Quote the data below in full, minus the images.

* Start *

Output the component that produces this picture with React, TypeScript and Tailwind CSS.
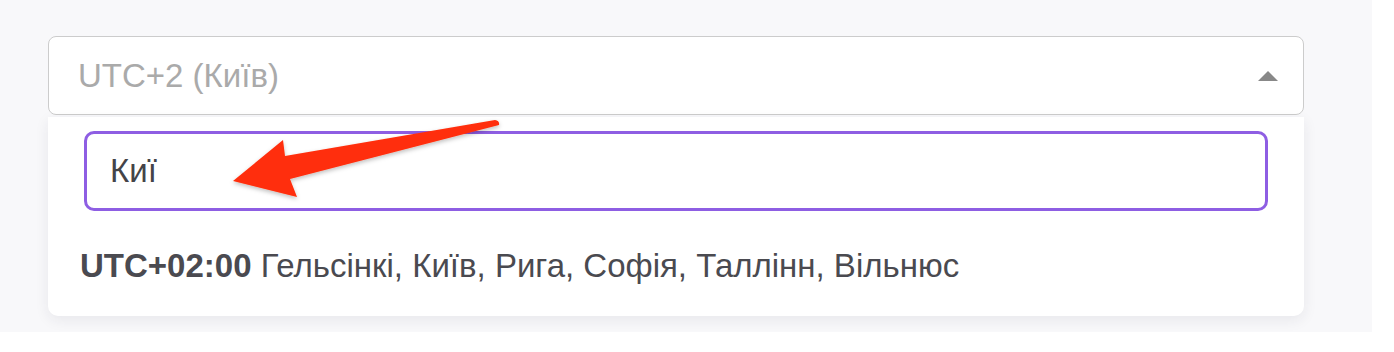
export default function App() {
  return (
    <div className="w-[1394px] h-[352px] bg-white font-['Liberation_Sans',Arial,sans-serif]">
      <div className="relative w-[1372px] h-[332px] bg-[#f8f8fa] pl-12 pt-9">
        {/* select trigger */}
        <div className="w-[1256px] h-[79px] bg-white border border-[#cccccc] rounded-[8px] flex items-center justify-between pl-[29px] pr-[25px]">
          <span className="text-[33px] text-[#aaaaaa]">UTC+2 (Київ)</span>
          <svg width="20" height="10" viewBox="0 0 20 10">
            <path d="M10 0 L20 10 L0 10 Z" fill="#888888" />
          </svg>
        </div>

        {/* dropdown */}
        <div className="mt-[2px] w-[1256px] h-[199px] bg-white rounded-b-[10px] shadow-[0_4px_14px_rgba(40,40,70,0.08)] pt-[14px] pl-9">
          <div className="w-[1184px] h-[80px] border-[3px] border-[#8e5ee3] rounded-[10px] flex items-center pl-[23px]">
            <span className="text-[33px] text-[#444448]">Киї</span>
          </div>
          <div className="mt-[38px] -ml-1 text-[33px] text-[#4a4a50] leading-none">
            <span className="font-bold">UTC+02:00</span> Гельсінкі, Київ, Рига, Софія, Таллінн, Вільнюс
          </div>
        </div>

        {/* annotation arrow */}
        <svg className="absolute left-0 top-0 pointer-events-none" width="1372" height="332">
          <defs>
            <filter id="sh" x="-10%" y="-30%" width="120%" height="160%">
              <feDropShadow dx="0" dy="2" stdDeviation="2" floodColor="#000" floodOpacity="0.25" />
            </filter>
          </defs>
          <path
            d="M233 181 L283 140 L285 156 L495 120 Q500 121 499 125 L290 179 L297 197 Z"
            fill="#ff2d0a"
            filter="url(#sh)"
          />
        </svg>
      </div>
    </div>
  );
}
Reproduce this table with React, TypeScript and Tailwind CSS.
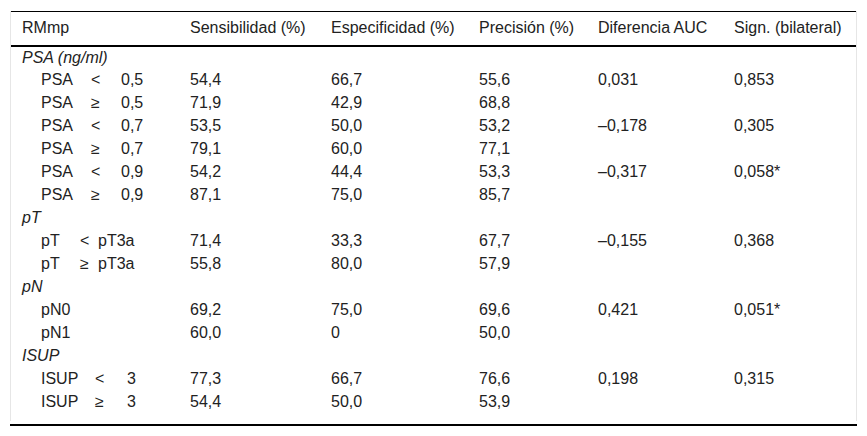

* End *

## WRITTEN ANSWER
Output the component that produces this picture with React, TypeScript and Tailwind CSS.
export default function App() {
  return (
    <div className="w-[1394px] h-[352px] bg-white font-['Liberation_Sans',Arial,sans-serif]">
      <div className="relative w-[1372px] h-[332px] bg-[#f8f8fa] pl-12 pt-9">
        {/* select trigger */}
        <div className="w-[1256px] h-[79px] bg-white border border-[#cccccc] rounded-[8px] flex items-center justify-between pl-[29px] pr-[25px]">
          <span className="text-[33px] text-[#aaaaaa]">UTC+2 (Київ)</span>
          <svg width="20" height="10" viewBox="0 0 20 10">
            <path d="M10 0 L20 10 L0 10 Z" fill="#888888" />
          </svg>
        </div>

        {/* dropdown */}
        <div className="mt-[2px] w-[1256px] h-[199px] bg-white rounded-b-[10px] shadow-[0_4px_14px_rgba(40,40,70,0.08)] pt-[14px] pl-9">
          <div className="w-[1184px] h-[80px] border-[3px] border-[#8e5ee3] rounded-[10px] flex items-center pl-[23px]">
            <span className="text-[33px] text-[#444448]">Киї</span>
          </div>
          <div className="mt-[38px] -ml-1 text-[33px] text-[#4a4a50] leading-none">
            <span className="font-bold">UTC+02:00</span> Гельсінкі, Київ, Рига, Софія, Таллінн, Вільнюс
          </div>
        </div>

        {/* annotation arrow */}
        <svg className="absolute left-0 top-0 pointer-events-none" width="1372" height="332">
          <defs>
            <filter id="sh" x="-10%" y="-30%" width="120%" height="160%">
              <feDropShadow dx="0" dy="2" stdDeviation="2" floodColor="#000" floodOpacity="0.25" />
            </filter>
          </defs>
          <path
            d="M233 181 L283 140 L285 156 L495 120 Q500 121 499 125 L290 179 L297 197 Z"
            fill="#ff2d0a"
            filter="url(#sh)"
          />
        </svg>
      </div>
    </div>
  );
}
Reproduce this table with React, TypeScript and Tailwind CSS.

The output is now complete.